**Exercise brief:** Skip the pictures. Set down, word for word, the lines from the start of the material up to and including the line with "const PALE = '#deedfb';".
════════════════════
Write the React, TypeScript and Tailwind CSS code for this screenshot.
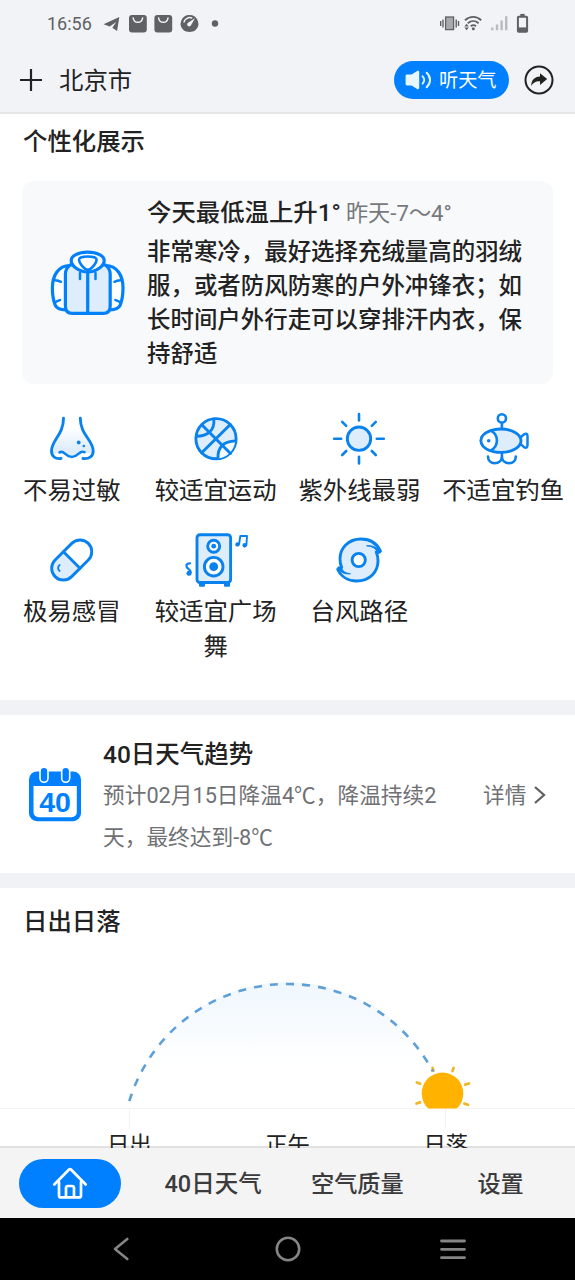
import type { ReactNode } from 'react';

const BLUE = '#0a82ee';
const PALE = '#deedfb';

function StatusBar() {
  return (
    <div className="flex h-12 items-center justify-between pr-[44px] pl-[47px] text-[#606164]">
      <div className="flex items-center">
        <span className="w-[56px] text-[18px] leading-[24px]">16:56</span>
        <svg width="120" height="24" viewBox="103 12 120 24" fill="currentColor">
          <path d="M103.5 24.2 119.3 17l-2.2 14-4.8-3.2 4-5.8-6.6 4.4z" />
          <rect x="129" y="15" width="17.8" height="17.4" rx="3" />
          <rect x="154.4" y="15" width="17.8" height="17.4" rx="3" />
          <path
            d="M133.2 18c.8 5.8 8.6 5.8 9.4 0M158.6 18c.8 5.8 8.6 5.8 9.4 0"
            fill="none"
            stroke="#f1f3f7"
            strokeWidth="1.5"
            strokeLinecap="round"
          />
          <path d="M189.5 15a8.8 8.8 0 0 1 5.6 15.6c-2 1.9-9.2 1.9-11.2 0A8.8 8.8 0 0 1 189.5 15z" />
          <path d="M183.8 22.5a6 6 0 0 1 8.5-4.3" fill="none" stroke="#f1f3f7" strokeWidth="1.4" />
          <path d="M195 18.2 191 25.2a2 2 0 1 1-3-2.4z" fill="#f1f3f7" />
          <circle cx="215" cy="23.5" r="3.2" />
        </svg>
      </div>
      <svg width="92" height="24" viewBox="439 12 92 24" fill="none" stroke="currentColor">
        <rect x="445.6" y="17" width="8" height="12.6" fill="#a8a9ab" strokeWidth="1.3" />
        <path d="M443 19.5v8M440.7 21v5M456.2 19.5v8M458.5 21v5" strokeWidth="1.4" />
        <path
          d="M465 20.2c4.8-4.4 11.6-4.4 16.2 0M467.8 23.2c3.2-2.8 7.6-2.8 10.8 0M470.8 26.2c1.6-1.3 3.6-1.3 5.2 0"
          strokeWidth="1.9"
        />
        <circle cx="473.3" cy="28.8" r="1.5" fill="currentColor" stroke="none" />
        <path d="m466.6 23.8 2.2 2.6h-4.4zM466.6 30.2l2.2-2.6h-4.4z" fill="currentColor" stroke="none" />
        <path d="M492.3 27.6V30.3M497 24.5v5.8M501.6 20.5v9.8M506.2 16.2v14.1" stroke="#babbbe" strokeWidth="2.4" />
        <rect x="517.9" y="16.8" width="9.2" height="15" rx=".8" strokeWidth="2" />
        <path d="M520.3 15h4.4" strokeWidth="2.2" />
        <path d="M518 27.4h9v4h-9z" fill="currentColor" stroke="none" />
      </svg>
    </div>
  );
}

function Header() {
  return (
    <div className="flex h-16 items-center pr-[21px] pl-5">
      <svg width="22" height="22" viewBox="0 0 22 22" stroke="#222" strokeWidth="2.2">
        <path d="M0 11h22M11 0v22" />
      </svg>
      <span className="ml-[17px] pt-0.5 text-[24.4px] leading-[32px]">北京市</span>
      <button className="ml-auto flex h-[38px] w-[115px] items-center rounded-full bg-[#007fff] pl-[11px] text-white">
        <svg width="28" height="22" viewBox="0 0 28 22">
          <path
            d="M2 5.5h4.5L12.2 2c1.2-.6 2 0 2 1.2v15.6c0 1.2-.8 1.8-2 1.2L6.5 16.5H2c-.8 0-1.4-.6-1.4-1.4V6.9c0-.8.6-1.4 1.4-1.4z"
            fill="#e8f6ff"
          />
          <path
            d="M17.6 7.4c2 2 2 5.2 0 7.2M21.6 3.8c4.6 4 4.6 10.4 0 14.4"
            fill="none"
            stroke="#e8f6ff"
            strokeWidth="2"
            strokeLinecap="round"
          />
        </svg>
        <span className="ml-[6px] pt-0.5 text-[19.2px] leading-[26px] whitespace-nowrap">听天气</span>
      </button>
      <svg className="ml-[15px]" width="30" height="30" viewBox="0 0 30 30">
        <circle cx="15" cy="15" r="13.5" fill="none" stroke="#222" strokeWidth="2" />
        <path d="M16 8.2 23.2 14 16 19.9v-3.6c-4-.3-6.6 1.2-8.8 4.6.2-5.6 3-9 8.8-9.4z" fill="#222" />
      </svg>
    </div>
  );
}

function JacketIcon() {
  return (
    <svg width="80" height="70" viewBox="0 0 80 70" fill="none" stroke="#0080fb" strokeWidth="3.2" strokeLinecap="round" strokeLinejoin="round">
      <path
        d="M22 17.5C10 17.5 4.4 28 4.4 40c0 7 .8 12.4 3 17.5 1.6 3.2 5 4.2 9.9 4.4M57.4 17.5c12 0 17.6 10.5 17.6 22.5 0 7-.8 12.4-3 17.5-1.6 3.2-5 4.2-9.9 4.4"
        fill="#fff"
      />
      <path d="M22 17c-3 2.5-4.6 4.5-4.6 9v32c0 4.8 2.4 7.4 7 7.4h30.8c4.6 0 7-2.6 7-7.4V26c0-4.5-1.6-6.5-4.6-9z" fill={PALE} />
      <path d="M39.7 4.2c-9.5 0-16.5 3.6-16.5 8.3 0 5.5 8 11.5 16.5 11.5s16.5-6 16.5-11.5c0-4.7-7-8.3-16.5-8.3z" fill="#fff" />
      <path d="M31 11.5c0-4 17.6-4 17.6 0 0 3.5-5.2 10.2-8.8 10.2S31 15 31 11.5z" strokeWidth="2.5" />
      <path d="M39.7 24v41" />
      <path
        d="M32 25v6M47.5 25v6M7 32.3c2 .2 4 .6 6 1.5M7.5 54c1.3-.8 2.8-1.5 4.5-1.9M72.4 32.3c-2 .2-4 .6-6 1.5M71.9 54c-1.3-.8-2.8-1.5-4.5-1.9"
        strokeWidth="2.5"
      />
    </svg>
  );
}

function Icon({ children }: { children: ReactNode }) {
  return (
    <svg
      className="overflow-visible"
      width="60"
      height="60"
      viewBox="0 0 60 60"
      fill="none"
      stroke={BLUE}
      strokeWidth="2.9"
      strokeLinecap="round"
      strokeLinejoin="round"
    >
      {children}
    </svg>
  );
}

const items: { label: string; icon: ReactNode }[] = [
  {
    label: '不易过敏',
    icon: (
      <>
        <defs>
          <linearGradient id="nose" x1="0" y1="0" x2="0" y2="1">
            <stop offset=".25" stopColor="#fff" />
            <stop offset=".8" stopColor={PALE} />
          </linearGradient>
        </defs>
        <path
          d="M21.5 9.3C21.5 25 9.5 31 9.5 42c0 2 2 4 7.5 1.4 5-3 5.2 5 12.8 5s8-8 13.2-5.2c4 2 8.2 1 8.2-1.2C51.2 31 38.3 25 38.3 9.3z"
          fill="url(#nose)"
          stroke="none"
        />
        <path d="M21.5 9.3C21.5 26 9.5 31 9.5 42c0 5.500 4 8.200 9.500 7.500M38.300 9.300C38.300 26 51.200 31 51.200 42c0 5.500-4.500 8.200-10.200 7.500" />
        <path d="M17.500 43.400c4.800-3 5.200 4.600 12.300 4.600s7.500-7.600 12.700-4.800" strokeWidth="2.500" />
        <circle cx="36.700" cy="33.500" r="1.900" fill={BLUE} stroke="none" />
        <circle cx="41.800" cy="37" r="1.300" fill={BLUE} stroke="none" />
      </>
    ),
  },
  {
    label: '较适宜运动',
    icon: (
      <>
        <circle cx="30" cy="29.7" r="20.1" fill={PALE} />
        <path d="M49.3 31.7C38 33 32 38 31.9 49.5c9-.8 16.5-8 17.4-17.8z" fill="#f3f9ff" stroke="none" />
        <path d="M16 16l28.5 28.5M44.3 15.5 15.7 43.8" />
        <path d="M27.8 10C29 21.5 21.5 27 10.5 27.2M49.5 31.9C38 32.4 31.5 38 32 49.5" />
      </>
    ),
  },
  {
    label: '紫外线最弱',
    icon: (
      <>
        <circle cx="30" cy="29.7" r="11.7" fill={PALE} />
        <path
          d="M30 5v6.5M30 47.9v6.5M5.2 29.7h7M47.8 29.7h7M13.2 12.9l4 4M46.8 12.9l-4 4M13.2 46l4-4M46.8 46l-4-4"
          strokeWidth="2.6"
        />
      </>
    ),
  },
  {
    label: '不适宜钓鱼',
    icon: (
      <>
        <path
          d="M47.5 28.500 51 25.300q3.500-1.800 3.500 2v8.800q0 3.800-3.500 2L47.500 34.900z"
          fill="#fff"
          strokeWidth="2.500"
        />
        <ellipse cx="28" cy="31.700" rx="20" ry="11.700" fill={PALE} />
        <path d="M17.600 21.700A20 11.700 0 0 0 17.600 41.700C26 37 26 26 17.600 21.700z" fill="#fff" strokeWidth="2.600" />
        <circle cx="15.700" cy="31.700" r="1.800" fill={BLUE} stroke="none" />
        <circle cx="28.900" cy="9.400" r="4.100" strokeWidth="2.600" />
        <path
          d="M28.900 14v6M28.900 44v3.500M15 47.600c0 4 2.800 6.600 6.600 6.600 4.300 0 7.300-2.600 7.300-7M42.800 47.600c0 4-2.800 6.600-6.600 6.600-4.300 0-7.300-2.600-7.300-7"
          strokeWidth="2.600"
        />
      </>
    ),
  },
  {
    label: '极易感冒',
    icon: (
      <>
        <g transform="rotate(-45 29.7 30)">
          <path d="M29.7 18.3H18a11.7 11.7 0 0 0 0 23.4h11.7z" fill={PALE} stroke="none" />
          <rect x="6.2" y="18.3" width="47" height="23.4" rx="11.7" />
          <path d="M29.7 18.3v23.4" />
        </g>
        <path d="M17.6 35c-2 1.5-2 4.5 0 6" strokeWidth="1.9" />
      </>
    ),
  },
  {
    label: '较适宜广场舞',
    icon: (
      <>
        <path d="M14 53h4v2.8h-4zM39 53h4v2.8h-4z" fill={BLUE} strokeWidth="2" />
        <rect x="11" y="4.7" width="33.6" height="47.8" rx="3" fill={PALE} />
        <circle cx="27.7" cy="16.2" r="6" fill="#fff" />
        <circle cx="27.7" cy="16.2" r="2.4" fill={BLUE} stroke="none" />
        <circle cx="27.7" cy="36.7" r="9.3" fill="#fff" />
        <circle cx="27.7" cy="36.7" r="4.4" fill={BLUE} stroke="none" />
        <path d="M53.1 14 54.3 6h6.7l-.6 9" strokeWidth="1.9" />
        <circle cx="51.5" cy="14.4" r="2.2" fill={BLUE} stroke="none" />
        <circle cx="58.7" cy="15.2" r="2.2" fill={BLUE} stroke="none" />
        <path d="M4.8 42.5C4.2 38 0 39 .4 35.3c.4-1.4 1.8-2 3.6-2" strokeWidth="2.2" />
        <circle cx="3" cy="43.2" r="2.5" fill={BLUE} stroke="none" />
      </>
    ),
  },
  {
    label: '台风路径',
    icon: (
      <>
        <path
          d="M51.5 21.2C47.5 12.500 40 9 32 9 19 9 11 18.500 11 29c0 3.600.7 6 1.700 8.500-2.200-.5-3.700.3-4 2C12 46.500 19 51 27.500 51 41 51 49 41.500 49 31c0-3.600-.7-6.500-1.800-9 2.200.8 3.600.6 4.300-.8z"
          fill={PALE}
        />
        <path
          d="M38 15.800c5 .4 8.500 2.400 10.200 6l3-.5c-2.500-3.700-7.500-6-13.200-5.500zM21 43.800c-4.500-.6-7.200-2.500-8.600-5.600l-3 .5c2 3.500 6.500 5.800 11.600 5.100z"
          fill={BLUE}
          strokeWidth="1"
        />
        <circle cx="29.700" cy="30" r="6.600" fill="#fff" />
      </>
    ),
  },
];

function PersonalSection() {
  return (
    <section className="h-[586px] shrink-0 bg-white">
      <h2 className="pt-3 pl-[23px] text-[24.4px] leading-[32px] font-medium">个性化展示</h2>
      <div className="mx-[22px] mt-[23px] flex h-[203px] rounded-xl bg-[#f8f9fb]">
        <div className="w-[125px] pt-[67px] pl-[26px]">
          <JacketIcon />
        </div>
        <div className="pt-3">
          <div className="mb-0.5 flex h-10 items-center whitespace-nowrap">
            <span className="text-[24.4px] font-medium">今天最低温上升1°</span>
            <span className="ml-[5px] pt-0.5 text-[22.2px] text-[#77787b]">昨天-7～4°</span>
          </div>
          <p className="w-[377px] text-[23.45px] leading-[34px] font-medium">
            非常寒冷，最好选择充绒量高的羽绒服，或者防风防寒的户外冲锋衣；如长时间户外行走可以穿排汗内衣，保持舒适
          </p>
        </div>
      </div>
      <div className="mt-[25px] grid grid-cols-4 gap-y-[22px]">
        {items.map(({ label, icon }) => (
          <div key={label} className="flex flex-col items-center gap-1">
            <Icon>{icon}</Icon>
            <span className="text-center text-[24.4px] leading-[35px]">{label}</span>
          </div>
        ))}
      </div>
    </section>
  );
}

function TrendSection() {
  return (
    <section className="flex h-[158px] shrink-0 bg-white">
      <svg className="mt-[51px] ml-7 shrink-0" width="54" height="57" viewBox="28 766 54 57">
        <rect x="29" y="771.5" width="52" height="49.7" rx="8" fill="#007fff" />
        <path d="M33.5 786h43.3v26.3a5 5 0 0 1-5 5H38.5a5 5 0 0 1-5-5z" fill="#fff" />
        <rect x="40" y="767.3" width="8" height="15" rx="4" fill="#007fff" stroke="#fff" strokeWidth="1.6" />
        <rect x="61.7" y="767.3" width="8" height="15" rx="4" fill="#007fff" stroke="#fff" strokeWidth="1.6" />
        <text
          x="55"
          y="811.7"
          textAnchor="middle"
          className="fill-[#007fff] font-['Liberation_Sans',sans-serif] text-[28.5px] font-bold"
        >
          40
        </text>
      </svg>
      <div className="ml-[21px] w-[360px] pt-[23px] whitespace-nowrap">
        <h2 className="text-[24.5px] leading-[34px] font-medium">40日天气趋势</h2>
        <p className="mt-[3px] text-[21.7px] leading-[42px] text-[#707174]">
          预计02月15日降温4℃，降温持续2
          <br />
          天，最终达到-8℃
        </p>
      </div>
      <div className="ml-[20px] flex h-[160px] items-center text-[21.7px] whitespace-nowrap text-[#707174]">
        <span className="pt-[3px]">详情</span>
        <svg className="ml-[7px]" width="13" height="20" viewBox="0 0 13 20" fill="none" stroke="#606164" strokeWidth="2.3">
          <path d="m2 2 9 8-9 8" />
        </svg>
      </div>
    </section>
  );
}

function SunSection() {
  return (
    <section className="h-[260px] shrink-0 overflow-hidden bg-[linear-gradient(to_bottom,#fff_258px,#e1e1e1_258px)]">
      <h2 className="pt-[18px] pl-[23px] text-[24.4px] leading-[32px] font-medium">日出日落</h2>
      <svg className="mt-[22px] block" width="575" height="169" viewBox="0 960 575 169">
        <defs>
          <linearGradient id="sky" gradientUnits="userSpaceOnUse" x1="0" y1="983" x2="0" y2="1065">
            <stop offset="0" stopColor="#eff7fe" />
            <stop offset="1" stopColor="#fff" />
          </linearGradient>
        </defs>
        <path d="M129.3 1101.4A165 165 0 0 1 446.3 1101.4z" fill="url(#sky)" />
        <path d="M0 1108.5h575M129.5 1109v19M445.5 1109v19" stroke="#f3f3f3" />
        <path d="M428.3 1108.6a20.8 20.8 0 1 1 28.4 0z" fill="#ffb300" />
        <path
          d="M432.6 1067.8l.9 3M453.6 1068l-1.1 3M416.8 1082.5l3.4 1.2M465.2 1084.6l3.8-1.1M416.5 1103.5l3.6-1.1M464.4 1103.6l3.6 1.2"
          stroke="#f2b722"
          strokeWidth="2.7"
          strokeLinecap="round"
        />
        <path d="M129.3 1101.2A165 165 0 0 1 432.9 1071.5" fill="none" stroke="#5f9fd8" strokeWidth="2.6" strokeDasharray="8 8.1" />
      </svg>
      <div className="flex justify-between px-[107px] text-[22.3px] leading-[32px]">
        <span>日出</span>
        <span>正午</span>
        <span>日落</span>
      </div>
    </section>
  );
}

function TabBar() {
  return (
    <nav className="grid h-[70px] shrink-0 grid-cols-4 items-center bg-[#f4f4f4] pr-1 text-center text-[23.2px] font-medium text-[#3b3b3d]">
      <button className="ml-[19px] flex h-[49px] w-[102px] items-center justify-center rounded-full bg-[#007fff]">
        <svg width="36" height="32" viewBox="0 0 36 32" fill="none" stroke="#fff" strokeWidth="2.7" strokeLinecap="round" strokeLinejoin="round">
          <path d="M2.3 17.5 16.8 2.800q1.200-1.200 2.400 0L33.700 17.500" />
          <path d="M7 15v13.400q0 2 2 2h18q2 0 2-2V15" />
          <path d="M14 30v-9q0-2 2-2h4q2 0 2 2v9" />
        </svg>
      </button>
      <span className="pt-[3px] pr-0.5 text-[23.5px]">40日天气</span>
      <span className="pt-0.5 pl-px">空气质量</span>
      <span className="pt-0.5 pl-0.5">设置</span>
    </nav>
  );
}

function SystemNav() {
  return (
    <div className="flex h-[62px] shrink-0 items-center justify-between bg-black pr-[109px] pl-[112px]">
      <svg width="18" height="26" viewBox="0 0 18 26" fill="none" stroke="#858585" strokeWidth="2.6" strokeLinecap="round" strokeLinejoin="round">
        <path d="M15.3 3 3 13l12.3 10" />
      </svg>
      <svg className="ml-[5px]" width="26" height="26" viewBox="0 0 26 26" fill="none" stroke="#858585" strokeWidth="2.6">
        <circle cx="13" cy="13" r="11.2" />
      </svg>
      <svg width="26" height="26" viewBox="0 0 26 26" fill="none" stroke="#858585" strokeWidth="2.8" strokeLinecap="round">
        <path d="M1.5 5h23M1.5 13.3h23M1.5 21.7h23" />
      </svg>
    </div>
  );
}

export default function App() {
  return (
    <div className="flex h-[1280px] w-[575px] flex-col overflow-hidden bg-[#f0f2f6] font-[Roboto,'Noto_Sans_CJK_SC',sans-serif] text-[#222]">
      <header className="h-[114px] shrink-0 border-b-2 border-[#e5e6e8] bg-[#f1f3f7]">
        <StatusBar />
        <Header />
      </header>
      <main className="flex h-[1034px] shrink-0 flex-col gap-[15px]">
        <PersonalSection />
        <TrendSection />
        <SunSection />
      </main>
      <TabBar />
      <SystemNav />
    </div>
  );
}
════════════════════
**In response:**
Write the React, TypeScript and Tailwind CSS code for this screenshot.
import type { ReactNode } from 'react';

const BLUE = '#0a82ee';
const PALE = '#deedfb';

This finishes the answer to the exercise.